◆ What you need to do
In this exercise, return the whole listing exactly, excluding any images.

··· Material provided

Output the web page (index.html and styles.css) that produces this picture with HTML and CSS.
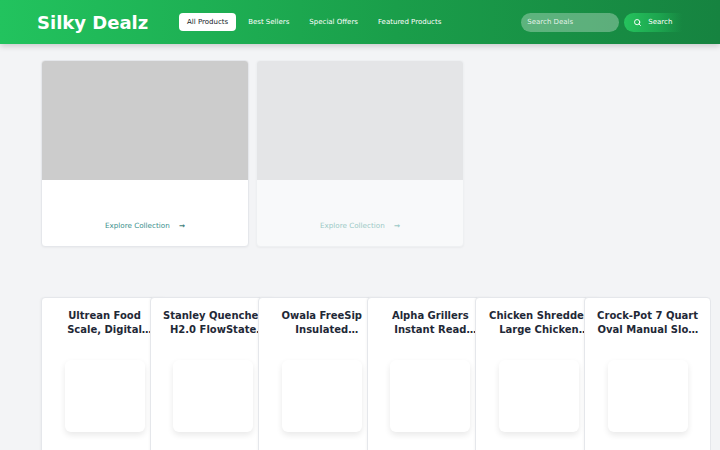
FILE: index.html
```html
<!DOCTYPE html>
<html>
<head>
<meta charset="utf-8">
<link rel="stylesheet" href="styles.css">
</head>
<body>
<header class="topbar">
  <div class="brand">Silky Dealz</div>
  <nav class="nav">
    <a class="nav-item active">All Products</a>
    <a class="nav-item">Best Sellers</a>
    <a class="nav-item">Special Offers</a>
    <a class="nav-item">Featured Products</a>
  </nav>
  <div class="search">
    <div class="search-input">Search Deals</div>
    <button class="search-btn">
      <svg width="9" height="9" viewBox="0 0 24 24" fill="none" stroke="#fff" stroke-width="2.5" stroke-linecap="round"><circle cx="11" cy="11" r="7"/><path d="M20 20l-4-4"/></svg>
      <span>Search</span>
    </button>
  </div>
</header>

<main class="main">
  <section class="collections">
    <div class="coll-card">
      <div class="coll-img"></div>
      <div class="coll-body">
        <span class="coll-link">Explore Collection <span class="arrow">→</span></span>
      </div>
    </div>
    <div class="coll-card faded">
      <div class="coll-img"></div>
      <div class="coll-body">
        <span class="coll-link">Explore Collection <span class="arrow">→</span></span>
      </div>
    </div>
  </section>

  <section class="products">
    <div class="prod-card"><div class="prod-title">Ultrean Food Scale, Digital Kitchen Scale</div><div class="prod-img"></div></div>
    <div class="prod-card"><div class="prod-title">Stanley Quencher H2.0 FlowState Tumbler</div><div class="prod-img"></div></div>
    <div class="prod-card"><div class="prod-title">Owala FreeSip Insulated Stainless Steel</div><div class="prod-img"></div></div>
    <div class="prod-card"><div class="prod-title">Alpha Grillers Instant Read Meat Thermometer</div><div class="prod-img"></div></div>
    <div class="prod-card"><div class="prod-title">Chicken Shredder Large Chicken Breast Shredder</div><div class="prod-img"></div></div>
    <div class="prod-card"><div class="prod-title">Crock-Pot 7 Quart Oval Manual Slow Cooker</div><div class="prod-img"></div></div>
  </section>
</main>
</body>
</html>
```

FILE: styles.css
```css
* { box-sizing: border-box; }
html, body { margin: 0; padding: 0; }
body {
  background: #f3f4f6;
  font-family: "DejaVu Sans", "Liberation Sans", sans-serif;
  color: #1f2937;
  overflow: hidden;
  height: 450px;
}
.topbar {
  height: 44px;
  display: flex;
  align-items: center;
  padding: 0 0 0 37px;
  background: linear-gradient(90deg, #22c35e 0%, #1a9e4a 55%, #168340 100%);
  box-shadow: 0 2px 6px rgba(0,0,0,0.18);
  position: relative;
  z-index: 2;
}
.brand {
  color: #fff;
  font-weight: bold;
  font-size: 18px;
  width: 142px;
  flex: none;
}
.nav {
  display: flex;
  gap: 4px;
}
.nav-item {
  font-size: 7px;
  color: #fff;
  padding: 0 8px;
  height: 18px;
  line-height: 18px;
  border-radius: 4px;
}
.nav-item.active {
  background: #fff;
  color: #111827;
}
.search {
  margin-left: 72px;
  display: flex;
  align-items: center;
  gap: 5px;
}
.search-input {
  width: 98px;
  height: 19px;
  line-height: 19px;
  border-radius: 10px;
  background: rgba(255,255,255,0.3);
  color: rgba(255,255,255,0.85);
  font-size: 7px;
  padding-left: 6px;
}
.search-btn {
  height: 19px;
  width: 58px;
  border: none;
  border-radius: 10px 0 0 10px;
  background: linear-gradient(90deg, #25c35d 0%, #1da54f 60%, rgba(26,150,70,0) 100%);
  color: #fff;
  font-family: inherit;
  font-size: 7px;
  display: flex;
  align-items: center;
  gap: 6px;
  padding: 0 0 0 9px;
}
.main {
  padding: 16px 0 0 41px;
}
.collections {
  display: flex;
  gap: 7px;
}
.coll-card {
  width: 208px;
  height: 187px;
  background: #fff;
  border: 1px solid #e5e7eb;
  border-radius: 4px;
  overflow: hidden;
  box-shadow: 0 1px 2px rgba(0,0,0,0.04);
  display: flex;
  flex-direction: column;
}
.coll-img {
  height: 119px;
  background: #cccccc;
}
.coll-body {
  flex: 1;
  display: flex;
  justify-content: center;
  align-items: flex-end;
  padding-bottom: 16px;
}
.coll-link {
  font-size: 7.2px;
  color: #3a8f8c;
}
.arrow {
  margin-left: 7px;
  font-weight: bold;
  color: #3f7f7b;
}
.coll-card.faded {
  background: #f8f9fa;
  border-color: #eef0f2;
}
.coll-card.faded .coll-img { background: #e4e5e7; }
.coll-card.faded .coll-link,
.coll-card.faded .arrow { color: #9cc9c6; }

.products {
  display: flex;
  margin-top: 50px;
}
.prod-card {
  width: 127px;
  flex: none;
  height: 200px;
  margin-right: -18.4px;
  background: #fff;
  border: 1px solid #e5e7eb;
  border-radius: 4px 4px 0 0;
  padding: 11px 4px 0;
  display: flex;
  flex-direction: column;
  align-items: center;
  box-shadow: -1px 0 2px rgba(0,0,0,0.03);
}
.prod-title {
  font-size: 10px;
  font-weight: bold;
  line-height: 14px;
  text-align: center;
  color: #1f2937;
  width: 103px;
  display: -webkit-box;
  -webkit-line-clamp: 2;
  -webkit-box-orient: vertical;
  overflow: hidden;
  height: 28px;
}
.prod-img {
  margin-top: 23px;
  width: 80px;
  height: 72px;
  background: #fff;
  border-radius: 6px;
  box-shadow: 0 3px 6px rgba(0,0,0,0.09);
}
```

······

◆ Exercise answer
Output the web page (index.html and styles.css) that produces this picture with HTML and CSS.
FILE: index.html
```html
<!DOCTYPE html>
<html>
<head>
<meta charset="utf-8">
<link rel="stylesheet" href="styles.css">
</head>
<body>
<header class="topbar">
  <div class="brand">Silky Dealz</div>
  <nav class="nav">
    <a class="nav-item active">All Products</a>
    <a class="nav-item">Best Sellers</a>
    <a class="nav-item">Special Offers</a>
    <a class="nav-item">Featured Products</a>
  </nav>
  <div class="search">
    <div class="search-input">Search Deals</div>
    <button class="search-btn">
      <svg width="9" height="9" viewBox="0 0 24 24" fill="none" stroke="#fff" stroke-width="2.5" stroke-linecap="round"><circle cx="11" cy="11" r="7"/><path d="M20 20l-4-4"/></svg>
      <span>Search</span>
    </button>
  </div>
</header>

<main class="main">
  <section class="collections">
    <div class="coll-card">
      <div class="coll-img"></div>
      <div class="coll-body">
        <span class="coll-link">Explore Collection <span class="arrow">→</span></span>
      </div>
    </div>
    <div class="coll-card faded">
      <div class="coll-img"></div>
      <div class="coll-body">
        <span class="coll-link">Explore Collection <span class="arrow">→</span></span>
      </div>
    </div>
  </section>

  <section class="products">
    <div class="prod-card"><div class="prod-title">Ultrean Food Scale, Digital Kitchen Scale</div><div class="prod-img"></div></div>
    <div class="prod-card"><div class="prod-title">Stanley Quencher H2.0 FlowState Tumbler</div><div class="prod-img"></div></div>
    <div class="prod-card"><div class="prod-title">Owala FreeSip Insulated Stainless Steel</div><div class="prod-img"></div></div>
    <div class="prod-card"><div class="prod-title">Alpha Grillers Instant Read Meat Thermometer</div><div class="prod-img"></div></div>
    <div class="prod-card"><div class="prod-title">Chicken Shredder Large Chicken Breast Shredder</div><div class="prod-img"></div></div>
    <div class="prod-card"><div class="prod-title">Crock-Pot 7 Quart Oval Manual Slow Cooker</div><div class="prod-img"></div></div>
  </section>
</main>
</body>
</html>
```

FILE: styles.css
```css
* { box-sizing: border-box; }
html, body { margin: 0; padding: 0; }
body {
  background: #f3f4f6;
  font-family: "DejaVu Sans", "Liberation Sans", sans-serif;
  color: #1f2937;
  overflow: hidden;
  height: 450px;
}
.topbar {
  height: 44px;
  display: flex;
  align-items: center;
  padding: 0 0 0 37px;
  background: linear-gradient(90deg, #22c35e 0%, #1a9e4a 55%, #168340 100%);
  box-shadow: 0 2px 6px rgba(0,0,0,0.18);
  position: relative;
  z-index: 2;
}
.brand {
  color: #fff;
  font-weight: bold;
  font-size: 18px;
  width: 142px;
  flex: none;
}
.nav {
  display: flex;
  gap: 4px;
}
.nav-item {
  font-size: 7px;
  color: #fff;
  padding: 0 8px;
  height: 18px;
  line-height: 18px;
  border-radius: 4px;
}
.nav-item.active {
  background: #fff;
  color: #111827;
}
.search {
  margin-left: 72px;
  display: flex;
  align-items: center;
  gap: 5px;
}
.search-input {
  width: 98px;
  height: 19px;
  line-height: 19px;
  border-radius: 10px;
  background: rgba(255,255,255,0.3);
  color: rgba(255,255,255,0.85);
  font-size: 7px;
  padding-left: 6px;
}
.search-btn {
  height: 19px;
  width: 58px;
  border: none;
  border-radius: 10px 0 0 10px;
  background: linear-gradient(90deg, #25c35d 0%, #1da54f 60%, rgba(26,150,70,0) 100%);
  color: #fff;
  font-family: inherit;
  font-size: 7px;
  display: flex;
  align-items: center;
  gap: 6px;
  padding: 0 0 0 9px;
}
.main {
  padding: 16px 0 0 41px;
}
.collections {
  display: flex;
  gap: 7px;
}
.coll-card {
  width: 208px;
  height: 187px;
  background: #fff;
  border: 1px solid #e5e7eb;
  border-radius: 4px;
  overflow: hidden;
  box-shadow: 0 1px 2px rgba(0,0,0,0.04);
  display: flex;
  flex-direction: column;
}
.coll-img {
  height: 119px;
  background: #cccccc;
}
.coll-body {
  flex: 1;
  display: flex;
  justify-content: center;
  align-items: flex-end;
  padding-bottom: 16px;
}
.coll-link {
  font-size: 7.2px;
  color: #3a8f8c;
}
.arrow {
  margin-left: 7px;
  font-weight: bold;
  color: #3f7f7b;
}
.coll-card.faded {
  background: #f8f9fa;
  border-color: #eef0f2;
}
.coll-card.faded .coll-img { background: #e4e5e7; }
.coll-card.faded .coll-link,
.coll-card.faded .arrow { color: #9cc9c6; }

.products {
  display: flex;
  margin-top: 50px;
}
.prod-card {
  width: 127px;
  flex: none;
  height: 200px;
  margin-right: -18.4px;
  background: #fff;
  border: 1px solid #e5e7eb;
  border-radius: 4px 4px 0 0;
  padding: 11px 4px 0;
  display: flex;
  flex-direction: column;
  align-items: center;
  box-shadow: -1px 0 2px rgba(0,0,0,0.03);
}
.prod-title {
  font-size: 10px;
  font-weight: bold;
  line-height: 14px;
  text-align: center;
  color: #1f2937;
  width: 103px;
  display: -webkit-box;
  -webkit-line-clamp: 2;
  -webkit-box-orient: vertical;
  overflow: hidden;
  height: 28px;
}
.prod-img {
  margin-top: 23px;
  width: 80px;
  height: 72px;
  background: #fff;
  border-radius: 6px;
  box-shadow: 0 3px 6px rgba(0,0,0,0.09);
}
```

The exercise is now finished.